Daerah kekuasaan Republik Rakyat Demokratik Korea atau Korea Utara yang dinilai sebagai penyangga.  

  • Selama Perang Dunia II, Manchuria adalah negara penyangga pro-Jepang antara Kekaisaran Jepang, Uni Soviet, dan Republik Cina.
  • Siam, yang rajanya harus menyerahkan hegemoni negaranya atas Laos dan Kamboja dan untuk memberikan konsesi komersial ke Prancis tetapi berhasil mempertahankan kemerdekaan sebagai negara penyangga antara Raj Inggris, Malaya Inggris, dan Indocina Prancis.
  • Kekaisaran Korea bertindak sebagai zona penyangga antara negara adidaya yang tumbuh, Kekaisaran Jepang dan tetangga daratan utara, Kekaisaran Rusia.

Area Kekaisaran Korea. Didirikan pada 12 Oktober 1897 sampai 29 Agustus 1910.

  • Republik Timur Jauh adalah negara yang secara resmi merdeka yang diciptakan untuk bertindak sebagai penyangga antara Bolshevik Rusia dan Kekaisaran Jepang.

Area negara Republik Timur Jauh yang sekarang telah menjadi wilayah dari Rusia.
Batas Maksimum pada tahun 1920 (hijau dan hijau tua)
Luas daerah dari 1920 sampi 1922 (hijau tua)

  • Afghanistan adalah negara penyangga antara Kerajaan Inggris (yang memerintah sebagian besar Asia Selatan) dan Kerajaan Rusia (yang memerintah sebagian besar Asia Tengah) selama konflik Anglo-Rusia di Asia selama abad ke-19, dengan Koridor Wakhan kemudian memperluas penyangga ke arah timur ke perbatasan Cina.
  • Negara-negara Himalaya di Nepal, Bhutan dan Sikkim adalah negara penyangga antara Kerajaan Inggris dan Cina, kemudian antara Cina dan India, yang pada tahun 1962 berperang melawan Tiongkok-India di tempat-tempat di mana kedua kekuatan regional saling berbatasan.
  • Mongolia, bertindak sebagai penyangga antara Uni Soviet dan Cina hingga 1991 dan saat ini berfungsi sebagai penyangga antara Rusia dan Cina.
  • Kerajaan Kuno Armenia adalah negara penyangga yang sering diperebutkan antara Kekaisaran Romawi (serta Kekaisaran Bizantium kemudian) dan berbagai negara Persia dan Muslim.

Afrika :


  • Kesultanan Saadi Maroko berfungsi sebagai negara penyangga antara Kekaisaran Ottoman, Spanyol, dan Portugal pada abad ke-16.

Eropa :



  • Belgia sebelum Perang Dunia I, berfungsi sebagai penyangga antara Perancis, Prusia (setelah 1871 Kekaisaran Jerman), Inggris dan Kerajaan Belanda.
  • Rhineland bertindak sebagai zona penyangga yang dimiliterisasi antara Prancis dan Jerman selama tahun-tahun antar-perang tahun 1920-an dan awal 1930-an. Ada upaya Prancis awal untuk menciptakan Republik Rhineland.
  • Kekhanan Qasim, antara Kadipaten Agung Moskow dan Kekhanan Kazan.
  • Polandia dan negara-negara lain antara Jerman dan Uni Soviet kadang-kadang digambarkan sebagai negara penyangga, dengan rujukan ketika mereka adalah negara-negara non-komunis sebelum Perang Dunia II, dan ketika mereka adalah negara-negara komunis setelah Perang Dunia II.

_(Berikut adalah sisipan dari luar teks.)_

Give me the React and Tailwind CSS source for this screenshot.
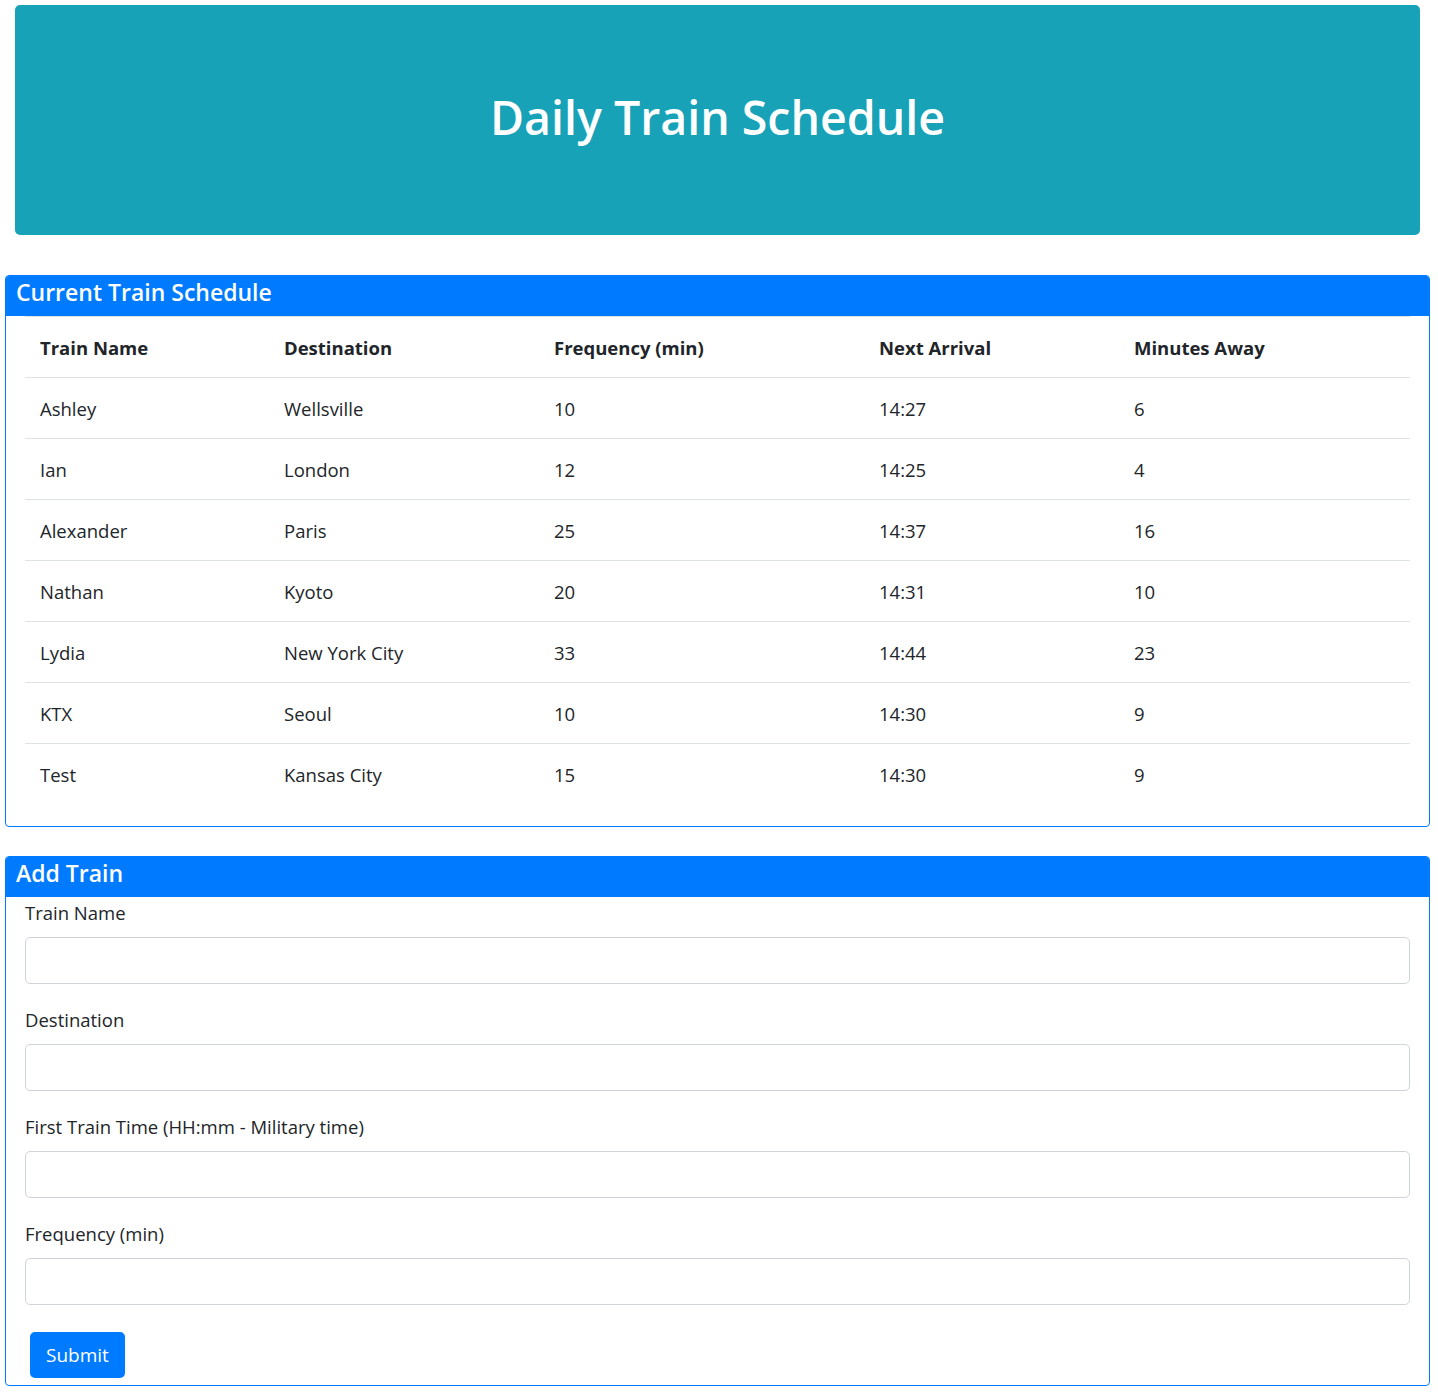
const trains = [
  { name: 'Ashley', dest: 'Wellsville', freq: 10, next: '14:27', away: 6 },
  { name: 'Ian', dest: 'London', freq: 12, next: '14:25', away: 4 },
  { name: 'Alexander', dest: 'Paris', freq: 25, next: '14:37', away: 16 },
  { name: 'Nathan', dest: 'Kyoto', freq: 20, next: '14:31', away: 10 },
  { name: 'Lydia', dest: 'New York City', freq: 33, next: '14:44', away: 23 },
  { name: 'KTX', dest: 'Seoul', freq: 10, next: '14:30', away: 9 },
  { name: 'Test', dest: 'Kansas City', freq: 15, next: '14:30', away: 9 },
];

const fields = [
  'Train Name',
  'Destination',
  'First Train Time (HH:mm - Military time)',
  'Frequency (min)',
];

function CardHeader({ title }) {
  return (
    <div className="h-[40px] bg-[#007bff] px-[10px] pb-[7px] flex items-center text-white text-[23px] font-semibold leading-none">
      {title}
    </div>
  );
}

export default function App() {
  return (
    <div className="min-h-screen bg-white text-[#212529] font-['Open_Sans',sans-serif] text-[18.5px] pt-[5px] pb-[12px]">
      <div className="ml-[15px] w-[1405px] h-[230px] rounded-[5px] bg-[#17a2b8] flex items-center justify-center">
        <h1 className="text-white text-[46.5px] font-semibold leading-none -mt-[6px]">
          Daily Train Schedule
        </h1>
      </div>

      <div className="ml-[5px] w-[1425px] mt-[40px] border border-[#007bff] rounded-[4px] overflow-hidden">
        <CardHeader title="Current Train Schedule" />
        <div className="px-[19px] pb-[22px]">
          <table className="w-full table-fixed border-collapse">
            <colgroup>
              <col className="w-[244px]" />
              <col className="w-[270px]" />
              <col className="w-[325px]" />
              <col className="w-[255px]" />
              <col />
            </colgroup>
            <thead>
              <tr className="border-t border-b border-[#dee2e6]">
                {['Train Name', 'Destination', 'Frequency (min)', 'Next Arrival', 'Minutes Away'].map((h) => (
                  <th key={h} className="text-left font-bold px-[15px] pt-[18px] pb-[16px] leading-[26px]">
                    {h}
                  </th>
                ))}
              </tr>
            </thead>
            <tbody>
              {trains.map((t, i) => (
                <tr key={i} className={i < trains.length - 1 ? 'border-b border-[#dee2e6]' : ''}>
                  <td className="px-[15px] pt-[18px] pb-[16px] leading-[26px]">{t.name}</td>
                  <td className="px-[15px] pt-[18px] pb-[16px] leading-[26px]">{t.dest}</td>
                  <td className="px-[15px] pt-[18px] pb-[16px] leading-[26px]">{t.freq}</td>
                  <td className="px-[15px] pt-[18px] pb-[16px] leading-[26px]">{t.next}</td>
                  <td className="px-[15px] pt-[18px] pb-[16px] leading-[26px]">{t.away}</td>
                </tr>
              ))}
            </tbody>
          </table>
        </div>
      </div>

      <div className="ml-[5px] w-[1425px] mt-[29px] border border-[#007bff] rounded-[4px] overflow-hidden">
        <CardHeader title="Add Train" />
        <form className="px-[19px] pt-[4px] pb-[7px]" onSubmit={(e) => e.preventDefault()}>
          {fields.map((f) => (
            <div key={f} className="mb-[24px]">
              <label className="block leading-[24px] mb-[12px]">{f}</label>
              <input
                type="text"
                className="block w-full h-[47px] border border-[#ced4da] rounded-[5px] px-3 outline-none"
              />
            </div>
          ))}
          <button
            type="submit"
            className="ml-[5px] mt-[3px] h-[46px] px-[16px] bg-[#007bff] text-white text-[19px] rounded-[5px]"
          >
            Submit
          </button>
        </form>
      </div>
    </div>
  );
}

Area Blok Timur dan perubahan batas-batas nasional dari tahun 1938 sampai tahun 1948. Daerah yang berwarna merah gelap adalah Uni Soviet pada tahun 1938. Daerah yang berwarna merah terang adalah daerah yang dianeksasi atau dimasukkan ke Uni Soviet. Daerah yang berwarna merah muda adalah negar satelit Uni Soviet. Daerah yang berwarna coklat muda adalah daerah yang sebelum Perang Dunia II adalah milik Jerman dan telah menjadi bagian dari Polandia. Garis hitam adalah batas nasional pada tahun 1938 dan garis hijau adalah batas nasional baru.

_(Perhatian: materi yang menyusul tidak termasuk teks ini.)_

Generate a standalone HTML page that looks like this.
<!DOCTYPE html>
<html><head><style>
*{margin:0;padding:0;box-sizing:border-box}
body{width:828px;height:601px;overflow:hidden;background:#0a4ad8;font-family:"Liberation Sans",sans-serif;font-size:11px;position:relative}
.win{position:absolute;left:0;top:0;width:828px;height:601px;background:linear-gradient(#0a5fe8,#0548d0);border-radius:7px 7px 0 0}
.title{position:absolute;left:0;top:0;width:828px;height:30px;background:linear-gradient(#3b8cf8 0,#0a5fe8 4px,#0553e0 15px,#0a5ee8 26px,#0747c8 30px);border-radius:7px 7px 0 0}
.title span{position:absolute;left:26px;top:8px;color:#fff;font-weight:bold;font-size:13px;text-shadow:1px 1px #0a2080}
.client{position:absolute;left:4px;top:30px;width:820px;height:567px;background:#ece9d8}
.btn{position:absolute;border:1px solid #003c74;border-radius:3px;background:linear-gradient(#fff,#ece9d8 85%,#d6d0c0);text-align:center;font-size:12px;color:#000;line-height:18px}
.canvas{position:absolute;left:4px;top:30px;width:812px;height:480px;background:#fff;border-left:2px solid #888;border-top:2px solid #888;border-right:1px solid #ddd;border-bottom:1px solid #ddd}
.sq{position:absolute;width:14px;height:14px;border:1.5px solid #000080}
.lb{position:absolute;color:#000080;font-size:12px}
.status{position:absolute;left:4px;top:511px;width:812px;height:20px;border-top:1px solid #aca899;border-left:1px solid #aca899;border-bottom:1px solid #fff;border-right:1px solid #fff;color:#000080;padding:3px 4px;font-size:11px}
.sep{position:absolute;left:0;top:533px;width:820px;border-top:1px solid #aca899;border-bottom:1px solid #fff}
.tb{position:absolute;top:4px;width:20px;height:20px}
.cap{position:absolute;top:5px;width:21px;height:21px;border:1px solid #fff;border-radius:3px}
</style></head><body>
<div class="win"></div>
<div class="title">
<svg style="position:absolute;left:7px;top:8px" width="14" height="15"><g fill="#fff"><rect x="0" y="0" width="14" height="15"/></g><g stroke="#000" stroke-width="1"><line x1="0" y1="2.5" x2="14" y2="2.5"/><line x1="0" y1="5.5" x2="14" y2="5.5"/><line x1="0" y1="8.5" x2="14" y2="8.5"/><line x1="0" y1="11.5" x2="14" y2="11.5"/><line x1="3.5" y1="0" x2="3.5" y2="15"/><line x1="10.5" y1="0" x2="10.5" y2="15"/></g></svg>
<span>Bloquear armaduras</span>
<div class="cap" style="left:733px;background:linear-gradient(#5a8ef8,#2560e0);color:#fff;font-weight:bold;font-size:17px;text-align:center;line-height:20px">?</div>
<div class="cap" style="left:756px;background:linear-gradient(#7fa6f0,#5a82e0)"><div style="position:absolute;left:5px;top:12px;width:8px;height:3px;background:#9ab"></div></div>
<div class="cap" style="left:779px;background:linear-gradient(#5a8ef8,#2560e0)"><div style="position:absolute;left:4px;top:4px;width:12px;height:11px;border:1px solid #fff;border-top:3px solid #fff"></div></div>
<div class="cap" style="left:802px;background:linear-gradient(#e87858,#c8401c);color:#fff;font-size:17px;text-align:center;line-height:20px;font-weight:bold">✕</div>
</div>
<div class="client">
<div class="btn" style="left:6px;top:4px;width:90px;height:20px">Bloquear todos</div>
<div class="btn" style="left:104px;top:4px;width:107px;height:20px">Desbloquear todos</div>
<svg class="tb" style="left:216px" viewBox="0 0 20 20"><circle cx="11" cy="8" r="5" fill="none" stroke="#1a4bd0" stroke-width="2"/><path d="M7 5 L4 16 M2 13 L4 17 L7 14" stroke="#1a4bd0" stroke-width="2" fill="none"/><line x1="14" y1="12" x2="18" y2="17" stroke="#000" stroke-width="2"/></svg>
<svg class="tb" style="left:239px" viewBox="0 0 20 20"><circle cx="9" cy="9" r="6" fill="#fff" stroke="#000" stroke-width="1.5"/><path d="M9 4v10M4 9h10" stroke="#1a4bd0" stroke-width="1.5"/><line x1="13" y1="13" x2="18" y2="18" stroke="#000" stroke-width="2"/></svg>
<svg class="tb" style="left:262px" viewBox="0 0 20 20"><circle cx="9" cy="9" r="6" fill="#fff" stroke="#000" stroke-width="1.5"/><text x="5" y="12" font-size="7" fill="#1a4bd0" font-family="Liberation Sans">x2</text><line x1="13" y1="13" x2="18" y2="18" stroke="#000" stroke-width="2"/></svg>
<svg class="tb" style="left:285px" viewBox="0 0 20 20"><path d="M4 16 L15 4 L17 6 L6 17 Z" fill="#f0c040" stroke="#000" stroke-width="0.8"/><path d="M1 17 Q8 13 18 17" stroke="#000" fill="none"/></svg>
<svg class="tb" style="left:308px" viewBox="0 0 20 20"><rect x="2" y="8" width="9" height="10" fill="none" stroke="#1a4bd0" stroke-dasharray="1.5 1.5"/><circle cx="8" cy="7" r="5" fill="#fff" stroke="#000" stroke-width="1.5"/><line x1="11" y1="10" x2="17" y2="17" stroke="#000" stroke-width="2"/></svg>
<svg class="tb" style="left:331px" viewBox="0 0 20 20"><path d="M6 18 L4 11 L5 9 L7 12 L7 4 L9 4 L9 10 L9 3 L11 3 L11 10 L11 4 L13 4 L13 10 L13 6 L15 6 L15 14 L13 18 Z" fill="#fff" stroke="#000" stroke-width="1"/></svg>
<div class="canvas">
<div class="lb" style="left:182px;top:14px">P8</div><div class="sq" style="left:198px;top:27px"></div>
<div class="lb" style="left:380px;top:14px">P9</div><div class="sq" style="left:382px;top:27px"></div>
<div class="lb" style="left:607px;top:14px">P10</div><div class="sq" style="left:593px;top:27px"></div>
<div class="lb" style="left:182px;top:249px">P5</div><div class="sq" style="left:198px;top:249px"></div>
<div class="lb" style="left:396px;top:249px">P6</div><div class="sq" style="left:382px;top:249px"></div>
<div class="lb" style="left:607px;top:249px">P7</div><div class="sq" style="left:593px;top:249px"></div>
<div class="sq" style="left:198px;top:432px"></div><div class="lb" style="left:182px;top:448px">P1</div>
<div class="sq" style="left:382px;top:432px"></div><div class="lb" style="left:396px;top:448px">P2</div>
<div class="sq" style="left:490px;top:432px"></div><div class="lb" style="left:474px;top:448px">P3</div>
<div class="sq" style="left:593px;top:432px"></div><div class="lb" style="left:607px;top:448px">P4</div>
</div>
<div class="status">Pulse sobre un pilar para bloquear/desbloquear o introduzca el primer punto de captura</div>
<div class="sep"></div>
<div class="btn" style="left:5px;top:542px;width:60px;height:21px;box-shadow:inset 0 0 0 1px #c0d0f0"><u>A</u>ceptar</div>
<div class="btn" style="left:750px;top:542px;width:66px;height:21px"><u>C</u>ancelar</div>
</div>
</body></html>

  • Selama Perang Dingin, Yugoslavia bertindak sebagai negara penyangga antara NATO dan blok Pakta Warsawa setelah perpecahan Tito-Stalin 1948.
  • Ukraina telah dideskripsikan oleh para ahli seperti John Mearsheimer dan Stephen Walt sebagai negara penyangga antara Rusia dan blok NATO, setidaknya hingga tersingkirnya mantan Presiden Viktor Yanukovych pada Februari 2014.